======== Raw data

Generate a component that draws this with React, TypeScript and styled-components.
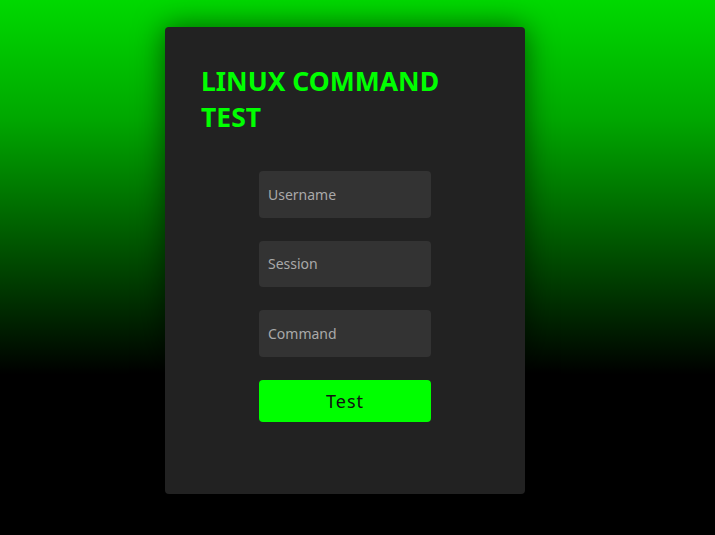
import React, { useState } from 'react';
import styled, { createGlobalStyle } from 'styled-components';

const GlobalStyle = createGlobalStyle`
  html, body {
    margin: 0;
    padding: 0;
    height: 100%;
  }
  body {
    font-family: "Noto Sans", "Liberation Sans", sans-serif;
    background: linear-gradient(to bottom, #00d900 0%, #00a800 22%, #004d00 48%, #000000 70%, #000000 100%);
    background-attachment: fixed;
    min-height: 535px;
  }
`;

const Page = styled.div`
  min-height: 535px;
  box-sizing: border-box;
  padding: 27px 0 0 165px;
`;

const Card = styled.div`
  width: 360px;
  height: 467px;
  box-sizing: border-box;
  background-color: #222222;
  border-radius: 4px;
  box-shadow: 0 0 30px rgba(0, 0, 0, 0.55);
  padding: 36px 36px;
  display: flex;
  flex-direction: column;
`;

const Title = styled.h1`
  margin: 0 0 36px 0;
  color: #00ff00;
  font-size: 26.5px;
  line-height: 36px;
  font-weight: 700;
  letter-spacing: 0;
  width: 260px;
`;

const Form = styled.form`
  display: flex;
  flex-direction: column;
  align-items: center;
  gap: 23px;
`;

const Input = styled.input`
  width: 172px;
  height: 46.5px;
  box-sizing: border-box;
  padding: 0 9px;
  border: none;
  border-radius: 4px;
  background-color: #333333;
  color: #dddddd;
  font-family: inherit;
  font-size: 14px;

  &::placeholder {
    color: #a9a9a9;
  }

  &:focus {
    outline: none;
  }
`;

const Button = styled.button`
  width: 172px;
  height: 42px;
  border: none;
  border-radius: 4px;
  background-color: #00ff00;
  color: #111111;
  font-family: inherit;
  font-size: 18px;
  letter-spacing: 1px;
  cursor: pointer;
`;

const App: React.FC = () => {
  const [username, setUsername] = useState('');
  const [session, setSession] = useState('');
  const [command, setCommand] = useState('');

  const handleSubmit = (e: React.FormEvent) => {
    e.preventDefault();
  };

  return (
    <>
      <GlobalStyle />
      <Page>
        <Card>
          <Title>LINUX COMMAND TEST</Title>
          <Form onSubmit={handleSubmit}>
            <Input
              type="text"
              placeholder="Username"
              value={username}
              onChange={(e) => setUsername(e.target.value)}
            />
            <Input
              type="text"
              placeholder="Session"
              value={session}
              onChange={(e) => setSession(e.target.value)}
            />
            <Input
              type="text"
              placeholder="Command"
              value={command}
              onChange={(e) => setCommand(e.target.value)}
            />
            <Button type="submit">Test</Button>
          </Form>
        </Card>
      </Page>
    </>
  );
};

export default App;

================

Working from the lines above, reproduce the material exactly and exclude its pictures.

Generate a component that draws this with React, TypeScript and styled-components.
import React, { useState } from 'react';
import styled, { createGlobalStyle } from 'styled-components';

const GlobalStyle = createGlobalStyle`
  html, body {
    margin: 0;
    padding: 0;
    height: 100%;
  }
  body {
    font-family: "Noto Sans", "Liberation Sans", sans-serif;
    background: linear-gradient(to bottom, #00d900 0%, #00a800 22%, #004d00 48%, #000000 70%, #000000 100%);
    background-attachment: fixed;
    min-height: 535px;
  }
`;

const Page = styled.div`
  min-height: 535px;
  box-sizing: border-box;
  padding: 27px 0 0 165px;
`;

const Card = styled.div`
  width: 360px;
  height: 467px;
  box-sizing: border-box;
  background-color: #222222;
  border-radius: 4px;
  box-shadow: 0 0 30px rgba(0, 0, 0, 0.55);
  padding: 36px 36px;
  display: flex;
  flex-direction: column;
`;

const Title = styled.h1`
  margin: 0 0 36px 0;
  color: #00ff00;
  font-size: 26.5px;
  line-height: 36px;
  font-weight: 700;
  letter-spacing: 0;
  width: 260px;
`;

const Form = styled.form`
  display: flex;
  flex-direction: column;
  align-items: center;
  gap: 23px;
`;

const Input = styled.input`
  width: 172px;
  height: 46.5px;
  box-sizing: border-box;
  padding: 0 9px;
  border: none;
  border-radius: 4px;
  background-color: #333333;
  color: #dddddd;
  font-family: inherit;
  font-size: 14px;

  &::placeholder {
    color: #a9a9a9;
  }

  &:focus {
    outline: none;
  }
`;

const Button = styled.button`
  width: 172px;
  height: 42px;
  border: none;
  border-radius: 4px;
  background-color: #00ff00;
  color: #111111;
  font-family: inherit;
  font-size: 18px;
  letter-spacing: 1px;
  cursor: pointer;
`;

const App: React.FC = () => {
  const [username, setUsername] = useState('');
  const [session, setSession] = useState('');
  const [command, setCommand] = useState('');

  const handleSubmit = (e: React.FormEvent) => {
    e.preventDefault();
  };

  return (
    <>
      <GlobalStyle />
      <Page>
        <Card>
          <Title>LINUX COMMAND TEST</Title>
          <Form onSubmit={handleSubmit}>
            <Input
              type="text"
              placeholder="Username"
              value={username}
              onChange={(e) => setUsername(e.target.value)}
            />
            <Input
              type="text"
              placeholder="Session"
              value={session}
              onChange={(e) => setSession(e.target.value)}
            />
            <Input
              type="text"
              placeholder="Command"
              value={command}
              onChange={(e) => setCommand(e.target.value)}
            />
            <Button type="submit">Test</Button>
          </Form>
        </Card>
      </Page>
    </>
  );
};

export default App;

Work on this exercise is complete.